ERNEST J. SAVIANO AND MARGARET SAVIANO, APPELLANTS,
v.
COMMISSIONER OF INTERNAL REVENUE, APPELLEE



Appeal from the Decision of the United States Tax Court, No. 15926-81, Perry Shields, Judge.

Author: Campbell

Before CUMMINGS, Chief Judge, COFFEY, Circuit Judge, and CAMPBELL, Senior District Judge.*fn*

CAMPBELL, Senior District Judge.

"Gold for Tax Dollars," certainly an alluring phrase, is the title of a tax shelter that has enticed thousands of taxpayers with dreams of large deductions. The plan contemplated the taxpayer investing in a gold mine in Panama (for taxable year 1978) or French Guiana (for taxable year 1979) and obtaining thereby a tax deduction equivalent to four times the actual investment. However, the Commissioner of Internal Revenue Service, concluding that the shelter resulted in precious few tax dollars and precious little gold, has disallowed certain of the deductions claimed pursuant to the plan.*fn1 Appellant,*fn2 who participated in both the 1978 and 1979 tax shelters, filed this suit challenging the Commissioner's deficiency determinations. The Tax Court denied Saviano relief as to both years and he filed this appeal under the jurisdiction of 26 U.S.C. § 7482.

Prior to our analysis of the transactions we need to address a preliminary dispute between the parties. For purposes of the cross-motions for summary judgment, the IRS agreed that the Tax Court should assume that the transactions occurred as described in the promotional literature for the tax shelters. The appellant contends that the Commissioner violated this agreement by making certain arguments and that the Tax Court in approving those arguments ignored that agreement.

The parties to a lawsuit are free to stipulate to factual matters. However, the parties may not stipulate to the legal conclusions to be reached by the court. For example, in this case it is undisputed that the International Monetary Exchange (IME) and Saviano executed a "Loan Agreement." Appellant then states in his brief, as a fact, the IME loaned him $30,000 which he then paid for mining expenses. However, neither the nomenclature of the "Loan Agreement" nor the agreement with the Commissioner binds this court as to the appropriate characterization of that transaction for tax purposes. That determination involves a conclusion of law, see Ortmayer v. Commissioner, 265 F.2d 848, 854 (7th Cir. 1959). Thus, while the parties are free to stipulate to the factual elements of the transactions, the court is not bound by the legal conclusions implied by the terminology utilized.
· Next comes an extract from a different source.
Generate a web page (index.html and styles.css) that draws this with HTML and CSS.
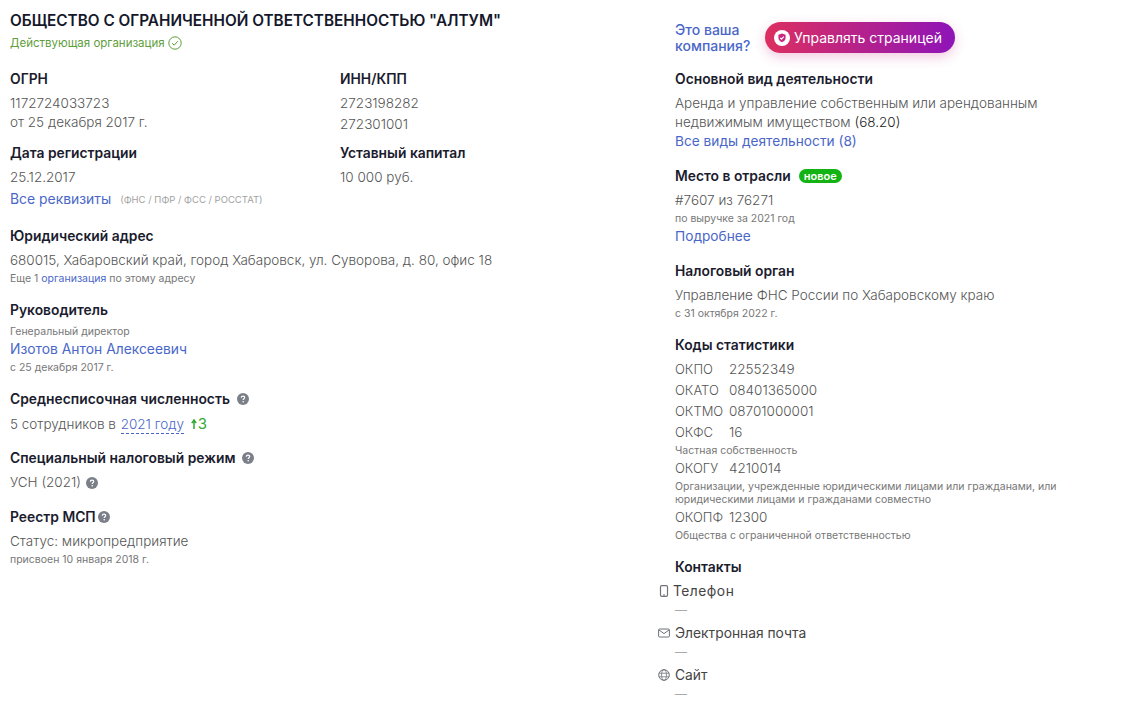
FILE: index.html
```html
<!DOCTYPE html>
<html lang="ru">
<head>
<meta charset="utf-8">
<title>ООО "АЛТУМ"</title>
<link rel="stylesheet" href="styles.css">
</head>
<body>
<svg class="defs" width="0" height="0" aria-hidden="true">
  <symbol id="q" viewBox="0 0 12 12"><circle cx="6" cy="6" r="6" fill="#7b7f88"/><path d="M4.3 4.7c0-1 .8-1.6 1.7-1.6s1.7.6 1.7 1.5c0 1.2-1.5 1.2-1.5 2.4" fill="none" stroke="#fff" stroke-width="1.2"/><circle cx="6.2" cy="8.8" r=".8" fill="#fff"/></symbol>
</svg>
<div class="page">
  <main class="left">
    <h1 class="title">ОБЩЕСТВО С ОГРАНИЧЕННОЙ ОТВЕТСТВЕННОСТЬЮ "АЛТУМ"</h1>
    <div class="status">Действующая организация
      <svg class="status-icon" viewBox="0 0 14 14"><circle cx="7" cy="7" r="6.2" fill="none" stroke="#5f9e3c"/><path d="M4.2 7.2l2 2 3.6-4" fill="none" stroke="#5f9e3c"/></svg>
    </div>
    <div class="req-grid">
      <div class="req-col">
        <div class="label">ОГРН</div>
        <div class="value v-first">1172724033723</div>
        <div class="value">от 25 декабря 2017 г.</div>
      </div>
      <div class="req-col">
        <div class="label">ИНН/КПП</div>
        <div class="value v-first">2723198282</div>
        <div class="value v-tall">272301001</div>
      </div>
      <div class="req-col">
        <div class="label">Дата регистрации</div>
        <div class="value v-first">25.12.2017</div>
      </div>
      <div class="req-col">
        <div class="label">Уставный капитал</div>
        <div class="value v-first">10 000 руб.</div>
      </div>
    </div>
    <div class="all-req"><a class="link l-big" href="#">Все реквизиты</a><span class="sources">(ФНС / ПФР / ФСС / РОССТАТ)</span></div>

    <section class="block b-address">
      <div class="label">Юридический адрес</div>
      <div class="value v-first">680015, Хабаровский край, город Хабаровск, ул. Суворова, д. 80, офис 18</div>
      <div class="small">Еще 1 <a class="small-link" href="#">организация</a> по этому адресу</div>
    </section>

    <section class="block b-head">
      <div class="label">Руководитель</div>
      <div class="small s-role">Генеральный директор</div>
      <a class="link l-big person" href="#">Изотов Антон Алексеевич</a>
      <div class="small">с 25 декабря 2017 г.</div>
    </section>

    <section class="block b-staff">
      <div class="label">Среднесписочная численность <svg class="help h-tight"><use href="#q"/></svg></div>
      <div class="value v-first">5 сотрудников в <a class="dashed" href="#">2021 году</a> <span class="delta"><svg class="delta-arrow" viewBox="0 0 6 10"><path d="M3 10V2M.8 4.2L3 1l2.2 3.2" fill="none" stroke="#33a833" stroke-width="1.5"/></svg>3</span></div>
    </section>

    <section class="block b-tax">
      <div class="label">Специальный налоговый режим <svg class="help h-tight"><use href="#q"/></svg></div>
      <div class="value v-first">УСН (2021) <svg class="help h-val"><use href="#q"/></svg></div>
    </section>

    <section class="block b-msp">
      <div class="label">Реестр МСП <svg class="help h-near"><use href="#q"/></svg></div>
      <div class="value v-first">Статус: микропредприятие</div>
      <div class="small">присвоен 10 января 2018 г.</div>
    </section>
  </main>

  <aside class="right">
    <div class="claim">
      <a class="claim-q" href="#">Это ваша<br>компания?</a>
      <a class="manage" href="#">
        <svg class="manage-icon" viewBox="0 0 16 16"><circle cx="8" cy="8" r="8" fill="#fff"/><path d="M8 3.6l3.6 1.2v3c0 2.2-1.6 3.6-3.6 4.4-2-.8-3.6-2.2-3.6-4.4v-3z" fill="#c9287f"/><path d="M6.2 7.8l1.3 1.3 2.3-2.4" fill="none" stroke="#fff" stroke-width="1.1"/></svg>
        Управлять страницей
      </a>
    </div>

    <section class="rblock r-main">
      <div class="label">Основной вид деятельности</div>
      <div class="value v-first">Аренда и управление собственным или арендованным</div>
      <div class="value">недвижимым имуществом <span class="code">(68.20)</span></div>
      <a class="link" href="#">Все виды деятельности (8)</a>
    </section>

    <section class="rblock">
      <div class="label">Место в отрасли <span class="badge">новое</span></div>
      <div class="value v-first">#7607 из 76271</div>
      <div class="small">по выручке за 2021 год</div>
      <a class="link l-after" href="#">Подробнее</a>
    </section>

    <section class="rblock">
      <div class="label">Налоговый орган</div>
      <div class="value v-first">Управление ФНС России по Хабаровскому краю</div>
      <div class="small">с 31 октября 2022 г.</div>
    </section>

    <section class="rblock r-codes">
      <div class="label">Коды статистики</div>
      <div class="code-row c-first"><span class="code-name">ОКПО</span><span>22552349</span></div>
      <div class="code-row"><span class="code-name">ОКАТО</span><span>08401365000</span></div>
      <div class="code-row"><span class="code-name">ОКТМО</span><span>08701000001</span></div>
      <div class="code-row"><span class="code-name">ОКФС</span><span>16</span></div>
      <div class="small s-code">Частная собственность</div>
      <div class="code-row c-after"><span class="code-name">ОКОГУ</span><span>4210014</span></div>
      <div class="small s-code s-wrap">Организации, учрежденные юридическими лицами или гражданами, или юридическими лицами и гражданами совместно</div>
      <div class="code-row c-after"><span class="code-name">ОКОПФ</span><span>12300</span></div>
      <div class="small s-code">Общества с ограниченной ответственностью</div>
    </section>

    <section class="r-contacts">
      <div class="label">Контакты</div>
      <div class="contact c-phone">
        <svg class="c-icon i-phone" viewBox="0 0 12 12"><rect x="2.5" y=".7" width="7" height="10.6" rx="1.3" fill="none" stroke="#6f7278" stroke-width="1.2"/><path d="M5 10h2" stroke="#6f7278"/></svg>
        <span class="c-name n-phone">Телефон</span>
      </div>
      <div class="dash">—</div>
      <div class="contact">
        <svg class="c-icon" viewBox="0 0 12 12"><rect x=".6" y="2" width="10.8" height="8" rx="1" fill="none" stroke="#6f7278"/><path d="M1 3l5 3.6L11 3" fill="none" stroke="#6f7278"/></svg>
        <span class="c-name">Электронная почта</span>
      </div>
      <div class="dash">—</div>
      <div class="contact">
        <svg class="c-icon" viewBox="0 0 12 12"><circle cx="6" cy="6" r="5.3" fill="none" stroke="#6f7278"/><ellipse cx="6" cy="6" rx="2.4" ry="5.3" fill="none" stroke="#6f7278" stroke-width=".8"/><path d="M1 4.2h10M1 7.8h10" stroke="#6f7278" stroke-width=".8"/></svg>
        <span class="c-name">Сайт</span>
      </div>
      <div class="dash">—</div>
    </section>
  </aside>
</div>
</body>
</html>
```

FILE: styles.css
```css
* { box-sizing: border-box; }
html, body { margin: 0; padding: 0; background: #fff; }
body {
  font-family: Inter, "Noto Sans", "Liberation Sans", sans-serif;
  color: #555;
  font-size: 13.5px;
  height: 719px;
  overflow: hidden;
}
.defs { position: absolute; }
.page {
  display: flex;
  padding: 11px 0 0 10px;
}
.left { width: 665px; flex: none; }
.right { width: 400px; flex: none; }
.title {
  margin: 0;
  font-size: 15.32px;
  line-height: 20px;
  font-weight: 600;
  color: #15172b;
  white-space: nowrap;
}
.status {
  margin-top: 2px;
  height: 20px;
  line-height: 20px;
  font-size: 11.5px;
  color: #5f9e3c;
  display: flex;
  align-items: center;
  gap: 3px;
}
.status-icon { width: 14px; height: 14px; }
.req-grid {
  margin-top: 16px;
  display: grid;
  grid-template-columns: 330px 300px;
  row-gap: 9px;
}
.label {
  height: 20px;
  line-height: 20px;
  font-size: 13.85px;
  font-weight: 600;
  color: #1b1c2e;
  white-space: nowrap;
  display: flex;
  align-items: center;
  gap: 4px;
}
.value {
  height: 19px;
  line-height: 19px;
  font-size: 13.5px;
  font-weight: 300;
  color: #555;
  white-space: nowrap;
}
.v-first { margin-top: 5px; }
.v-tall { margin-top: 2px; }
.small {
  font-size: 10.5px;
  line-height: 13px;
  margin-top: 2px;
  color: #777;
  font-weight: 400;
}
.small-link { color: #4a67c8; text-decoration: none; }
.link {
  display: block;
  height: 19px;
  line-height: 19px;
  font-size: 13.7px;
  color: #4a67c8;
  text-decoration: none;
  font-weight: 400;
}
.l-big { font-size: 13.9px; }
.l-after { margin-top: 2px; }
.all-req { display: flex; align-items: center; height: 19px; margin-top: 3px; }
.sources { margin-left: 9px; font-size: 9.5px; color: #a2a2a2; }
.block { margin-top: 15px; }
.b-address { margin-top: 17px; }
.s-role { margin-top: 5px; }
.person { margin-top: 2px; font-size: 13.85px; }
.help { width: 12px; height: 12px; flex: none; margin-left: 4px; }
.h-tight { margin-left: 3px; }
.h-near { margin-left: -2px; }
.h-val { vertical-align: -2px; margin-left: 1px; }
.dashed {
  color: #4a67c8;
  text-decoration: none;
  border-bottom: 1px dashed #4a67c8;
  padding-bottom: 1px;
  margin-left: 1px;
}
.delta { color: #33a833; font-weight: 400; font-size: 15px; margin-left: 3px; }
.delta-arrow { width: 6px; height: 10px; margin-right: 1px; }
.claim { display: flex; align-items: center; height: 31px; margin-top: 11px; }
.claim-q {
  width: 90px;
  flex: none;
  color: #4a67c8;
  font-size: 14px;
  font-weight: 500;
  line-height: 16px;
  text-decoration: none;
}
.manage {
  width: 190px;
  height: 31px;
  border-radius: 16px;
  background: linear-gradient(90deg, #dc2f60, #8e14b8);
  box-shadow: 0 4px 12px rgba(200, 40, 130, .25);
  color: #fff;
  font-size: 14px;
  font-weight: 400;
  text-decoration: none;
  display: flex;
  align-items: center;
  gap: 4px;
  padding-left: 9px;
  white-space: nowrap;
}
.manage-icon { width: 16px; height: 16px; flex: none; }
.rblock { margin-top: 15px; }
.r-main { margin-top: 16px; }
.code { color: #222; }
.badge {
  margin-left: 4px;
  background: #12b312;
  color: #fff;
  font-size: 11px;
  font-weight: 600;
  line-height: 14px;
  height: 14px;
  padding: 0 5px;
  border-radius: 7px;
}
.code-row {
  display: flex;
  height: 21px;
  line-height: 21px;
  font-weight: 300;
  color: #555;
  font-size: 13.5px;
}
.c-first { margin-top: 4px; }
.c-after { margin-top: 1px; }
.code-name { width: 54px; flex: none; font-size: 13px; }
.s-code { margin-top: 1px; }
.s-wrap { width: 400px; }
.r-contacts { margin-top: 15px; }
.contact {
  height: 21px;
  margin: 3px 0 0 -17px;
  display: flex;
  align-items: center;
  gap: 5px;
  font-size: 13.8px;
  color: #444;
}
.c-icon { width: 12px; height: 12px; flex: none; }
.c-phone { gap: 3px; }
.n-phone { letter-spacing: .5px; }
.dash { height: 18px; line-height: 18px; color: #aaa; font-size: 12px; }
```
Since the "Gold for Tax Dollars" shelters for 1978 and 1979 were structured differently, they will be described and discussed separately.

THE 1978 Transaction

Facts. The 1978 plan provided that the IME would obtain for the taxpayer a mineral lease on certain gold-bearing land from Diversiones Internationales, S.A. (Diversiones). The taxpayer determined the volume of land covered by the lease by dividing the amount of the desired tax deduction by 1.60. In this case, Saviano sought a deduction of $40,000. Therefore, he obtained a lease on 25,000 cubic meters of auriferous gravel. IME did not charge the taxpayer any fee of auriferous gravel. IME did not charge the taxpayer any fee for its services in obtaining the lease nor did the taxpayer have to pay anything for the lease itself.*fn3 Under the lease, Diversiones was to receive 50% of the extracted gold after deduction of the development costs and government taxes. However, the lease did not require that Saviano ever extract any gold. But Diversiones could terminate the lease if Saviano discontinued or abandoned the mining operation. Even in the absence of such action, the lease would terminate in April of 1990 when the goldmining concession granted to Diversiones by the Panamanian government would expire.

The taxpayer was required to invest one quarter of the amount of the desired tax deduction which was then used to pay mining development expenses. In this case, Saviano paid the $10,000 through IME to Tuquesa Amalgamated, S.A. (Tuquesa) to perform certain development work. Appellant deducted that payment from his income taxes in 1978 as a mining expense under 26 U.S.C. § 616(a). That deduction is not at issue in this appeal.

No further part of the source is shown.